What’s So Funny?

Is there a gene for being funny?  There seems to be a gene for almost everything else, so why not?  When comedians are interviewed about the source of their talent or their proclivity for humor, they often name a parent as their inspiration, but that could also mean it’s learned.  While behavioral tendencies can be inherited, the key to comedy, as we are often told, is timing, a rhythm that we might pick up after hearing the beat tapped out for us every day by a family member.

According to “The Lovewell Family,” the first family member to make a name for himself as a humorist was Thomas Lovewell's son Stephen Rhodes Lovewell.  As Gloria Lovewell put it, "He was good at making speeches and would do so whenever called upon.  His style was similar to that of Will Rogers.  He was quite a wit and spoke to many appreciative audiences down through the years.”
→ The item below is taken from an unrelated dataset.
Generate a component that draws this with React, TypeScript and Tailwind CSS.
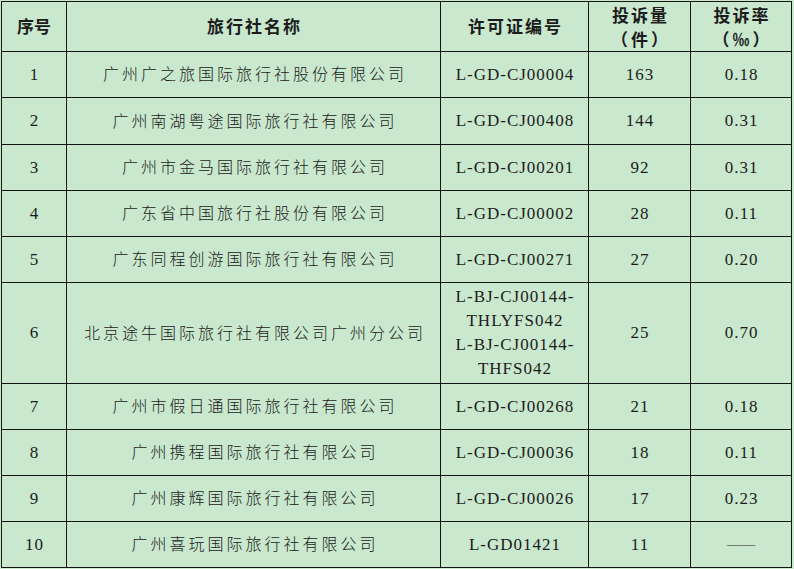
import React from "react";

type Row = {
  no: string;
  name: string;
  lic: string[];
  count: string;
  rate: string;
};

const rows: Row[] = [
  { no: "1", name: "广州广之旅国际旅行社股份有限公司", lic: ["L-GD-CJ00004"], count: "163", rate: "0.18" },
  { no: "2", name: "广州南湖粤途国际旅行社有限公司", lic: ["L-GD-CJ00408"], count: "144", rate: "0.31" },
  { no: "3", name: "广州市金马国际旅行社有限公司", lic: ["L-GD-CJ00201"], count: "92", rate: "0.31" },
  { no: "4", name: "广东省中国旅行社股份有限公司", lic: ["L-GD-CJ00002"], count: "28", rate: "0.11" },
  { no: "5", name: "广东同程创游国际旅行社有限公司", lic: ["L-GD-CJ00271"], count: "27", rate: "0.20" },
  {
    no: "6",
    name: "北京途牛国际旅行社有限公司广州分公司",
    lic: ["L-BJ-CJ00144-", "THLYFS042", "L-BJ-CJ00144-", "THFS042"],
    count: "25",
    rate: "0.70",
  },
  { no: "7", name: "广州市假日通国际旅行社有限公司", lic: ["L-GD-CJ00268"], count: "21", rate: "0.18" },
  { no: "8", name: "广州携程国际旅行社有限公司", lic: ["L-GD-CJ00036"], count: "18", rate: "0.11" },
  { no: "9", name: "广州康辉国际旅行社有限公司", lic: ["L-GD-CJ00026"], count: "17", rate: "0.23" },
  { no: "10", name: "广州喜玩国际旅行社有限公司", lic: ["L-GD01421"], count: "11", rate: "——" },
];

const cell = "bg-[#c9e8ce] flex flex-col items-center justify-center text-center";
const latin = "font-['Liberation_Serif','Noto_Sans_CJK_SC',serif] text-[17px] leading-[24px] tracking-[1px] pl-[1px]";
const cjk = "font-['Noto_Sans_CJK_SC',sans-serif] font-light text-[16px] leading-[24px] tracking-[3px] pl-[3px] -mt-[3px]";
const head = "font-['Noto_Sans_CJK_SC',sans-serif] font-bold text-[17px] leading-[24px] tracking-[2px] pl-[2px]";

export default function App() {
  return (
    <div className="w-[794px] h-[569px] bg-[#c9e8ce] pt-[1px] pl-[1px] text-[#1c1c1c]">
      <div className="grid w-[791px] grid-cols-[64px_373px_147px_101px_100px] grid-rows-[49px_45px_46px_45px_45px_45px_100px_45px_45px_45px_45px] gap-[1px] bg-[#151515] p-[1px]">
        <div className={cell}>
          <span className="font-['Noto_Sans_CJK_SC',sans-serif] font-bold text-[17px] leading-[24px] -mt-[2px]">序号</span>
        </div>
        <div className={cell}>
          <span className={head + " -mt-[2px]"}>旅行社名称</span>
        </div>
        <div className={cell}>
          <span className={head + " -mt-[2px]"}>许可证编号</span>
        </div>
        <div className={cell}>
          <span className={head}>投诉量</span>
          <span className="font-['Noto_Sans_CJK_SC',sans-serif] font-bold text-[17px] leading-[24px] tracking-[3px] pl-[3px]">（件）</span>
        </div>
        <div className={cell}>
          <span className={head}>投诉率</span>
          <span className="font-['Noto_Sans_CJK_SC',sans-serif] font-bold text-[17px] leading-[24px] tracking-[3px] pl-[3px]">（‰）</span>
        </div>
        {rows.map((r) => (
          <React.Fragment key={r.no}>
            <div className={cell}>
              <span className={latin}>{r.no}</span>
            </div>
            <div className={cell}>
              <span className={cjk}>{r.name}</span>
            </div>
            <div className={cell}>
              {r.lic.map((l, i) => (
                <span key={i} className={latin}>
                  {l}
                </span>
              ))}
            </div>
            <div className={cell}>
              <span className={latin}>{r.count}</span>
            </div>
            <div className={cell}>
              {r.rate === "——" ? (
                <span className="font-['Liberation_Serif',serif] text-[14px] leading-[24px]">——</span>
              ) : (
                <span className={latin}>{r.rate}</span>
              )}
            </div>
          </React.Fragment>
        ))}
      </div>
    </div>
  );
}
No one said the same about Stephen's father, not in so many words, although there are clues here and there which suggest that there was often a twinkle in those clear, gray eyes.  This was, after all, a man who picked April Fool’s Day to celebrate his wedding anniversary.  There is even one story about Thomas Lovewell that takes the form of a carefully-constructed and fairly amusing anecdote, one which I lightly touched on last November in “Ripping Good Yarns."

The story that filtered through the family usually takes this form:  When Thomas was an old man, he liked to attend reunions with some of his associates from the old days on the frontier.  One of these was held in Kansas City, apparently in the back room of a funeral parlor and furniture store.  The friends reminisced far into the night, their memories stoked by occasional nips of liquor.   When Thomas, who seldom drank, eventually slumped into a stupor, his companions saw their chance to play a prank on him.  They laid him out in a coffin, folded his hands across his chest, tucked flowers around him, and waited.  Upon rousing, he is supposed to have looked around groggily to take stock of his situation before exclaiming, “Yippee!  It’s resurrection day, and I’m the first man up!”

I was as surprised as anyone to discover that the story is essentially true, although a few details have been rearranged for the sake of amusement.  It did not occur in Kansas City, but in Belleville, Kansas, and Thomas was not an elderly and slightly befuddled victim.  Have a quick look at the mustached figure in the tall hat, third man from the left in the back row of the Civil War reunion picture on this site.  Go ahead, I’ll wait.  When he was laid out in the coffin at a local funeral home, Thomas was seven years younger than he was when that photograph was taken.

Did he really make the quip when he woke up?  It’s not the original punchline from the story, as it was first reported in the Belleville Telescope in 1878, but the accuracy of the line may be less significant than the fact that people bought it.  It seemed to be the sort of thing he might have said.  

The same year Thomas posed for the photo on the banner at the top of this page, he was quoted in the Courtland Register as not only denouncing the growing Populist movement as “crazy,” but ominously predicting that, “Everybody that would read that Western Advocate will soon go crazy.”  The Western Advocate, printed in Jewell County, was seen as a friend of the Farmers’ Alliance and its political arm, the People’s Party, which was starting to win elections in Kansas in the 1890’s.  Thomas Lovewell's comment may strike us as the idle and unfunny grumbling of some cranky Republican, unless we know what happened next.  Days later, the same paper printed a story about someone taking Thomas’s good, but possibly misguided friend John Doxon to the county seat, having a word with the judge, and getting Doxon declared insane.  It did not say how long John Doxon was supposed to have cooled his heels in a padded cell before being sprung.

We also can’t be completely sure whether Thomas played an actual, physical prank or merely planted a news item with his local correspondent, as if he had (The idea that there was a single padded cell in Jewell County, let alone an asylum, seems transparently far-fetched).  Either thought makes me smile.  I’m also heartened to know that the family humor gene has not been diluted.  A few days ago, when I questioned whether the Lovewells really arrived on American shores with Robert Lovell and the Rev. Joseph Hull’s company of Puritan dissidents, Stephen Lovewell’s grandson Dave emailed a response.

"When asked about my ancestors I always say that the first Lovewells came to America in 1635.  Then I go on to say that they were supposed to come on the Mayflower but they got to drinking beer and playing cards at the tavern and lost track of the time."

Okay, I can picture Will Rogers saying that.